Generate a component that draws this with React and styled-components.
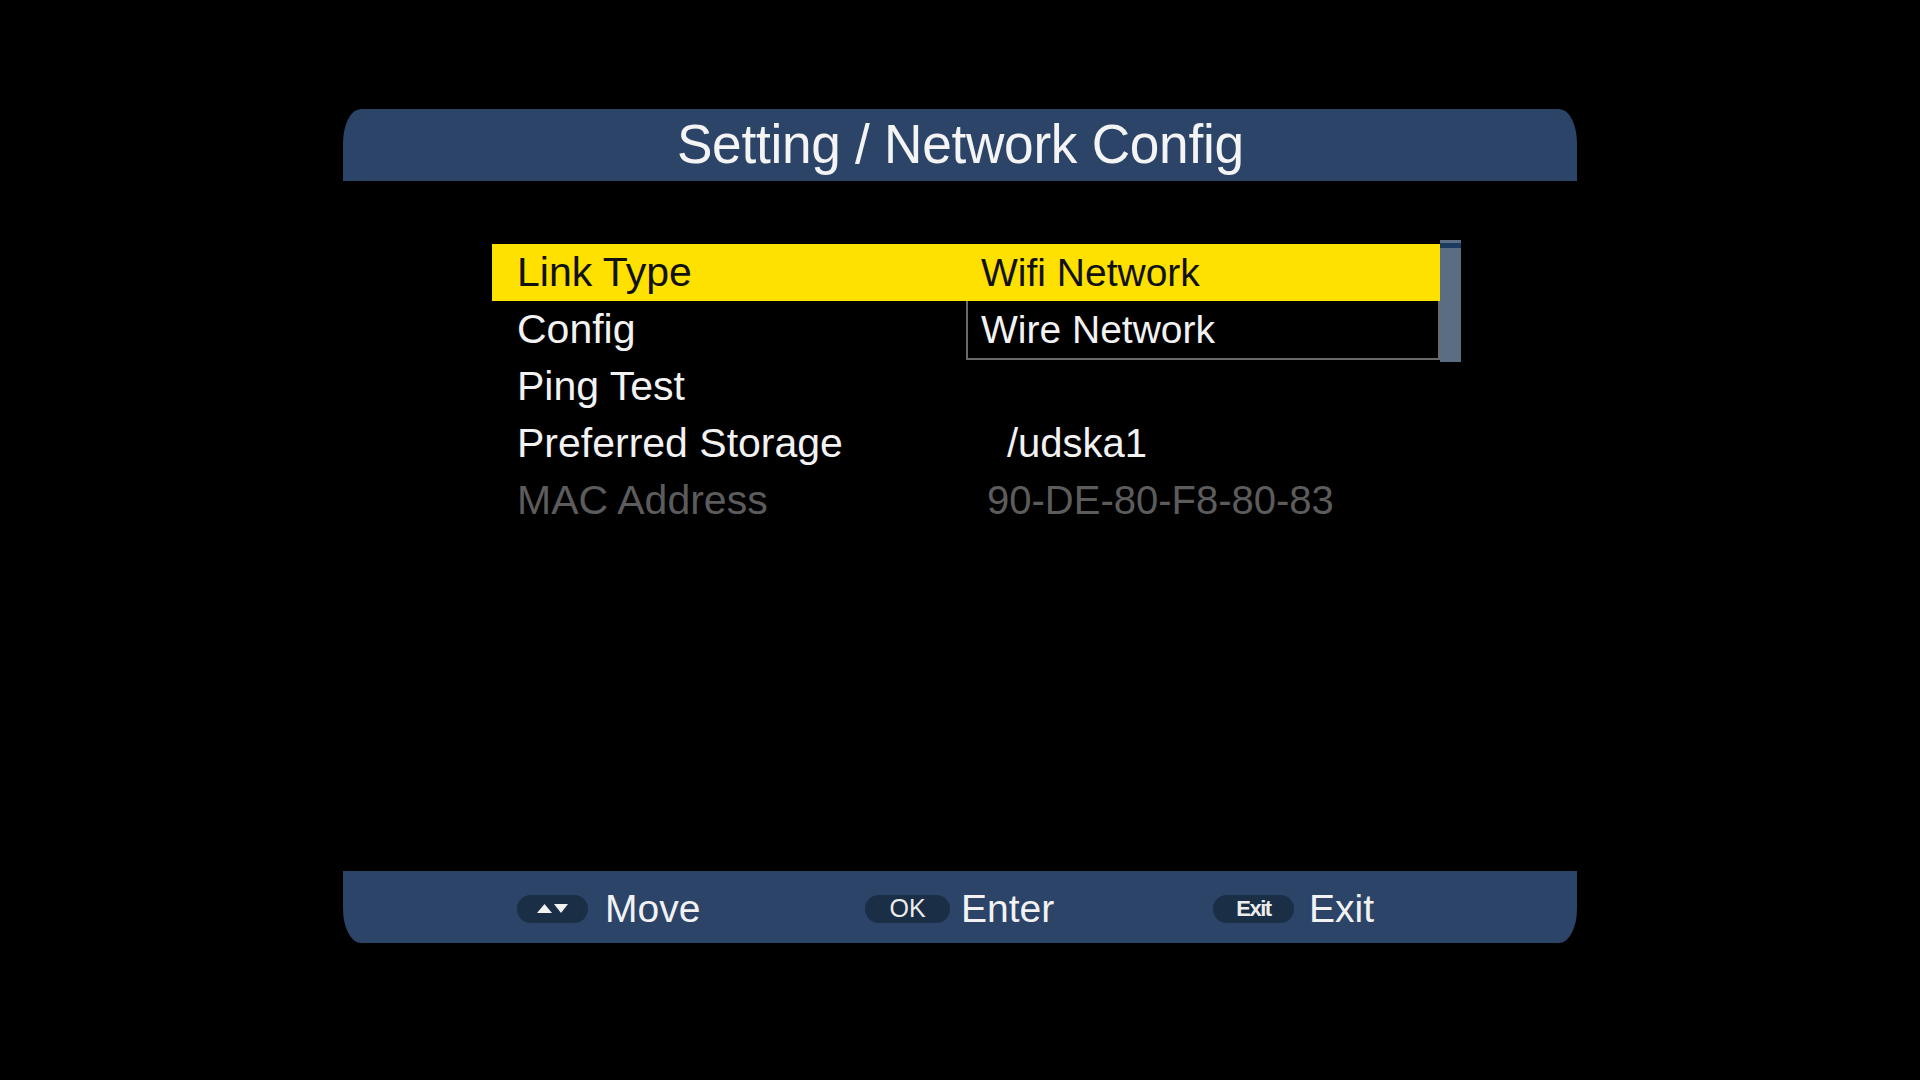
import styled, { createGlobalStyle } from 'styled-components';

const GlobalStyle = createGlobalStyle`
  html, body {
    margin: 0;
    padding: 0;
    background: #000;
  }
  body {
    font-family: "Liberation Sans", Arial, sans-serif;
  }
`;

const menuItems = [
  { label: 'Link Type', value: null },
  { label: 'Config', value: null },
  { label: 'Ping Test', value: null },
  { label: 'Preferred Storage', value: '/udska1', indent: 41 },
  { label: 'MAC Address', value: '90-DE-80-F8-80-83', indent: 21, disabled: true },
];

const linkOptions = ['Wifi Network', 'Wire Network'];

const ArrowsIcon = () => (
  <svg width="33" height="11" viewBox="0 0 33 11">
    <polygon points="1,10 8.5,1 16,10" fill="#f2f2f2" />
    <polygon points="18,1 32,1 25,10" fill="#f2f2f2" />
  </svg>
);

const App = () => {
  return (
    <Screen>
      <GlobalStyle />
      <Panel>
        <Header>
          <Title>Setting / Network Config</Title>
        </Header>

        <Body>
          <Menu>
            {menuItems.map((item, i) => (
              <Row key={item.label} $active={i === 0} $disabled={item.disabled}>
                <Label>{item.label}</Label>
                {item.value && <Value $indent={item.indent}>{item.value}</Value>}
              </Row>
            ))}

            <DropDown>
              <DropList>
                {linkOptions.map((opt, i) => (
                  <Option key={opt} $selected={i === 0}>
                    {opt}
                  </Option>
                ))}
              </DropList>
              <ScrollBar>
                <Thumb />
              </ScrollBar>
            </DropDown>
          </Menu>
        </Body>

        <Footer>
          <HintItem $gap={17}>
            <KeyPill $width={71}>
              <ArrowsIcon />
            </KeyPill>
            <HintText>Move</HintText>
          </HintItem>
          <HintItem $gap={11}>
            <KeyPill $width={85}>OK</KeyPill>
            <HintText>Enter</HintText>
          </HintItem>
          <HintItem $gap={15}>
            <KeyPill $width={81} $small>
              Exit
            </KeyPill>
            <HintText>Exit</HintText>
          </HintItem>
        </Footer>
      </Panel>
    </Screen>
  );
};

const Screen = styled.div`
  width: 1920px;
  height: 1080px;
  background: #000;
  padding-top: 109px;
  box-sizing: border-box;
  overflow: hidden;
`;

const Panel = styled.div`
  width: 1234px;
  margin: 0 auto;
  display: flex;
  flex-direction: column;
`;

const Header = styled.header`
  height: 72px;
  background: #2c4468;
  border-radius: 18px 18px 0 0 / 34px 34px 0 0;
  display: flex;
  align-items: center;
  justify-content: center;
  padding-bottom: 4px;
  box-sizing: border-box;
`;

const Title = styled.h1`
  margin: 0;
  font-size: 56px;
  font-weight: normal;
  color: #f4f4f4;
  letter-spacing: -0.3px;
  transform: scaleX(0.95);
`;

const Body = styled.main`
  height: 690px;
  padding: 63px 0 0 149px;
  box-sizing: border-box;
`;

const Menu = styled.div`
  position: relative;
  width: 948px;
  display: flex;
  flex-direction: column;
`;

const Row = styled.div`
  height: 57px;
  display: grid;
  grid-template-columns: 474px 1fr;
  align-items: center;
  background: ${({ $active }) => ($active ? '#ffe100' : 'transparent')};
  color: ${({ $active, $disabled }) =>
    $active ? '#111' : $disabled ? '#5c5c5c' : '#f2f2f2'};
`;

const Label = styled.span`
  padding-left: 25px;
  font-size: 41px;
  white-space: nowrap;
`;

const Value = styled.span`
  padding-left: ${({ $indent }) => $indent || 0}px;
  font-size: 40px;
  white-space: nowrap;
`;

const DropDown = styled.div`
  position: absolute;
  top: -4px;
  left: 474px;
  height: 122px;
  display: flex;
`;

const DropList = styled.div`
  width: 470px;
  margin-top: 4px;
  background: #000;
  border: 2px solid #6a6a6a;
  border-top: none;
  align-self: flex-start;
`;

const Option = styled.div`
  height: 57px;
  display: flex;
  align-items: center;
  font-size: 39px;
  white-space: nowrap;
  margin: ${({ $selected }) => ($selected ? '0 -2px 0 -2px' : '0')};
  padding-left: ${({ $selected }) => ($selected ? '15px' : '13px')};
  background: ${({ $selected }) => ($selected ? '#ffe100' : '#000')};
  color: ${({ $selected }) => ($selected ? '#111' : '#f2f2f2')};
`;

const ScrollBar = styled.div`
  width: 21px;
  background: #5b6d81;
  padding-top: 3px;
  box-sizing: border-box;
`;

const Thumb = styled.div`
  height: 5px;
  background: #1b3a60;
`;

const Footer = styled.footer`
  height: 72px;
  background: #2c4468;
  border-radius: 0 0 18px 18px / 0 0 34px 34px;
  display: flex;
  align-items: center;
  padding: 3px 0 0 174px;
  box-sizing: border-box;
`;

const HintItem = styled.div`
  width: 348px;
  display: flex;
  align-items: center;
  gap: ${({ $gap }) => $gap}px;
`;

const KeyPill = styled.span`
  width: ${({ $width }) => $width}px;
  height: 28px;
  border-radius: 14px;
  background: #1a2e45;
  display: flex;
  align-items: center;
  justify-content: center;
  color: #ececec;
  font-size: ${({ $small }) => ($small ? '22px' : '25px')};
  font-weight: ${({ $small }) => ($small ? 'bold' : 'normal')};
  letter-spacing: ${({ $small }) => ($small ? '-1.5px' : '0')};
`;

const HintText = styled.span`
  font-size: 39px;
  color: #f2f2f2;
`;

export default App;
= = = = = = =
Prompt> Leave every image out, and retype the material exactly.

Output for this exercise>
Generate a component that draws this with React and styled-components.
import styled, { createGlobalStyle } from 'styled-components';

const GlobalStyle = createGlobalStyle`
  html, body {
    margin: 0;
    padding: 0;
    background: #000;
  }
  body {
    font-family: "Liberation Sans", Arial, sans-serif;
  }
`;

const menuItems = [
  { label: 'Link Type', value: null },
  { label: 'Config', value: null },
  { label: 'Ping Test', value: null },
  { label: 'Preferred Storage', value: '/udska1', indent: 41 },
  { label: 'MAC Address', value: '90-DE-80-F8-80-83', indent: 21, disabled: true },
];

const linkOptions = ['Wifi Network', 'Wire Network'];

const ArrowsIcon = () => (
  <svg width="33" height="11" viewBox="0 0 33 11">
    <polygon points="1,10 8.5,1 16,10" fill="#f2f2f2" />
    <polygon points="18,1 32,1 25,10" fill="#f2f2f2" />
  </svg>
);

const App = () => {
  return (
    <Screen>
      <GlobalStyle />
      <Panel>
        <Header>
          <Title>Setting / Network Config</Title>
        </Header>

        <Body>
          <Menu>
            {menuItems.map((item, i) => (
              <Row key={item.label} $active={i === 0} $disabled={item.disabled}>
                <Label>{item.label}</Label>
                {item.value && <Value $indent={item.indent}>{item.value}</Value>}
              </Row>
            ))}

            <DropDown>
              <DropList>
                {linkOptions.map((opt, i) => (
                  <Option key={opt} $selected={i === 0}>
                    {opt}
                  </Option>
                ))}
              </DropList>
              <ScrollBar>
                <Thumb />
              </ScrollBar>
            </DropDown>
          </Menu>
        </Body>

        <Footer>
          <HintItem $gap={17}>
            <KeyPill $width={71}>
              <ArrowsIcon />
            </KeyPill>
            <HintText>Move</HintText>
          </HintItem>
          <HintItem $gap={11}>
            <KeyPill $width={85}>OK</KeyPill>
            <HintText>Enter</HintText>
          </HintItem>
          <HintItem $gap={15}>
            <KeyPill $width={81} $small>
              Exit
            </KeyPill>
            <HintText>Exit</HintText>
          </HintItem>
        </Footer>
      </Panel>
    </Screen>
  );
};

const Screen = styled.div`
  width: 1920px;
  height: 1080px;
  background: #000;
  padding-top: 109px;
  box-sizing: border-box;
  overflow: hidden;
`;

const Panel = styled.div`
  width: 1234px;
  margin: 0 auto;
  display: flex;
  flex-direction: column;
`;

const Header = styled.header`
  height: 72px;
  background: #2c4468;
  border-radius: 18px 18px 0 0 / 34px 34px 0 0;
  display: flex;
  align-items: center;
  justify-content: center;
  padding-bottom: 4px;
  box-sizing: border-box;
`;

const Title = styled.h1`
  margin: 0;
  font-size: 56px;
  font-weight: normal;
  color: #f4f4f4;
  letter-spacing: -0.3px;
  transform: scaleX(0.95);
`;

const Body = styled.main`
  height: 690px;
  padding: 63px 0 0 149px;
  box-sizing: border-box;
`;

const Menu = styled.div`
  position: relative;
  width: 948px;
  display: flex;
  flex-direction: column;
`;

const Row = styled.div`
  height: 57px;
  display: grid;
  grid-template-columns: 474px 1fr;
  align-items: center;
  background: ${({ $active }) => ($active ? '#ffe100' : 'transparent')};
  color: ${({ $active, $disabled }) =>
    $active ? '#111' : $disabled ? '#5c5c5c' : '#f2f2f2'};
`;

const Label = styled.span`
  padding-left: 25px;
  font-size: 41px;
  white-space: nowrap;
`;

const Value = styled.span`
  padding-left: ${({ $indent }) => $indent || 0}px;
  font-size: 40px;
  white-space: nowrap;
`;

const DropDown = styled.div`
  position: absolute;
  top: -4px;
  left: 474px;
  height: 122px;
  display: flex;
`;

const DropList = styled.div`
  width: 470px;
  margin-top: 4px;
  background: #000;
  border: 2px solid #6a6a6a;
  border-top: none;
  align-self: flex-start;
`;

const Option = styled.div`
  height: 57px;
  display: flex;
  align-items: center;
  font-size: 39px;
  white-space: nowrap;
  margin: ${({ $selected }) => ($selected ? '0 -2px 0 -2px' : '0')};
  padding-left: ${({ $selected }) => ($selected ? '15px' : '13px')};
  background: ${({ $selected }) => ($selected ? '#ffe100' : '#000')};
  color: ${({ $selected }) => ($selected ? '#111' : '#f2f2f2')};
`;

const ScrollBar = styled.div`
  width: 21px;
  background: #5b6d81;
  padding-top: 3px;
  box-sizing: border-box;
`;

const Thumb = styled.div`
  height: 5px;
  background: #1b3a60;
`;

const Footer = styled.footer`
  height: 72px;
  background: #2c4468;
  border-radius: 0 0 18px 18px / 0 0 34px 34px;
  display: flex;
  align-items: center;
  padding: 3px 0 0 174px;
  box-sizing: border-box;
`;

const HintItem = styled.div`
  width: 348px;
  display: flex;
  align-items: center;
  gap: ${({ $gap }) => $gap}px;
`;

const KeyPill = styled.span`
  width: ${({ $width }) => $width}px;
  height: 28px;
  border-radius: 14px;
  background: #1a2e45;
  display: flex;
  align-items: center;
  justify-content: center;
  color: #ececec;
  font-size: ${({ $small }) => ($small ? '22px' : '25px')};
  font-weight: ${({ $small }) => ($small ? 'bold' : 'normal')};
  letter-spacing: ${({ $small }) => ($small ? '-1.5px' : '0')};
`;

const HintText = styled.span`
  font-size: 39px;
  color: #f2f2f2;
`;

export default App;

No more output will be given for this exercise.